Les émissions de méthane battent des niveaux records. Le deuxième gaz à effet de serre le plus important après le dioxyde de carbone (CO2), a augmenté plus rapidement que tout autre gaz à effet de serre ces dernières années, suivant la trajectoire la plus extrême utilisée dans les scénarios d’émission par les plus grands climatologues du monde. C’est ce que révèle la nouvelle publication du Global Budget Methane, une collaboration internationale qui mesure les sources et les puits de méthane dans le monde.
“La trajectoire actuelle conduit à un réchauffement climatique supérieur à 3°C d’ici la fin de ce siècle”, estiment les chercheurs. “À l’heure actuelle, les objectifs du Global Methane Pledge semblent aussi lointains qu’une oasis dans le désert, a déclaré Rob Jackson, professeur en sciences du système terrestre à l’université de Stanford et président du Global Carbon Project, le groupe à l’origine de la recherche. Nous espérons tous qu’ils ne sont pas un mirage.”
Vers un réchauffement de 3°C
Le méthane, dont le pouvoir réchauffant est 80 fois plus important que celui du CO2, a déjà contribué à un réchauffement de 0,5°C dans les années 2010 par rapport à la fin des années 1800, contre 0,8°C pour le CO2. Et s’il fait l’objet d’une attention croissante des Etats et des industriels, ses émissions ont augmenté de 20% au cours des vingt dernières années et ne montrent aucun déclin, selon les nouvelles estimations.

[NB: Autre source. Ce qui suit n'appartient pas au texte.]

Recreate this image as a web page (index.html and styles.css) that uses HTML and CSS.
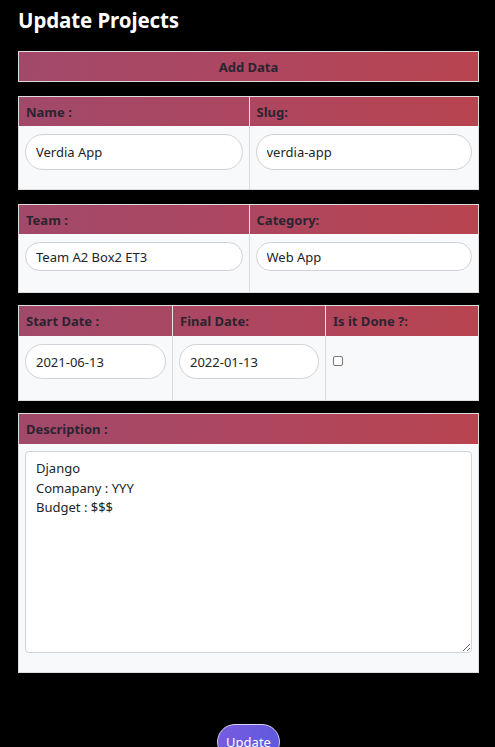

Deux tiers de ces émissions proviennent des activités humaines. Sur ce total, 40% proviennent de l’agriculture – dont 30% de l’élevage –, 34% des combustibles fossiles, 19% des déchets et le reste de la biomasse et de la combustion de biocarburants.
Le tiers restant provient des sources naturelles et en particulier des zones humides comme les tourbières ou les marais salants. Une étude publiée dans Nature climate en mars 2023, révélait déjà que les émissions de méthane issues des zones humides avaient augmenté très rapidement, dépassant les prévisions des scénarios de réchauffement très élevé en raison du changement climatique. Plus la température augmente, plus les émissions de méthane augmentent, et plus la température augmente… Un véritable cercle vicieux.
Les scientifiques du Global Budget Methane estiment ainsi qu’environ un tiers des émissions de méthane des zones humides et des eaux douces au cours des dernières années ont été influencées par “des facteurs d’origine humaine, notamment les réservoirs et les émissions augmentées par le ruissellement des engrais, les eaux usées, l’utilisation des terres et la hausse des températures”. Ainsi par exemple, les réservoirs construits par l’homme ont entraîné l’émission d’environ 30 millions de tonnes de méthane par an, car la matière organique nouvellement submergée libère du méthane en se décomposant.
Point de bascule
Les engagements pour s’attaquer au méthane sont pourtant nombreux. En 2021, 150 pays ont signé le Global Methane Pledge qui vise à réduire de 30% ses émissions d’ici à 2030 par rapport à 2020. Un objectif qui devrait être atteint si les mesures prises dans le cadre des contributions nationales déterminées (NDC) sont appliquées selon une étude publiée en 2023.
Les industriels du secteur pétrogazier, de plus en plus pointés du doigt, se sont aussi pour certains d’entre eux engagés sur le sujet alors que les données satellites permettent de cibler précisément les fuites massives de méthane sur les exploitations fossiles. Récemment, la Chine et les Etats-Unis, ont promis d’organiser un sommet sur les gaz à effet de serre hors CO2, dont le méthane, le protoxyde d’azote, les hydrofluorocarbones, lors de la COP29 qui se tiendra à Bakou, en Azerbaïdjan, en novembre prochain.
Le méthane est un gaz à effet de serre à courte durée de vie, ce qui fait de lui un puissant levier pour s’attaquer au changement climatique à court terme. Mais encore faut-il agir avant que le point de bascule ne soit atteint. “On craint beaucoup que l’augmentation des émissions tropicales ne soit un point de bascule pour le méthane. Si les émissions tropicales commencent à augmenter dans les zones humides naturelles, nous n’avons aucun moyen de les atténuer”, s’est inquiété le professeur Rob Jackson, cité par Carbon Brief.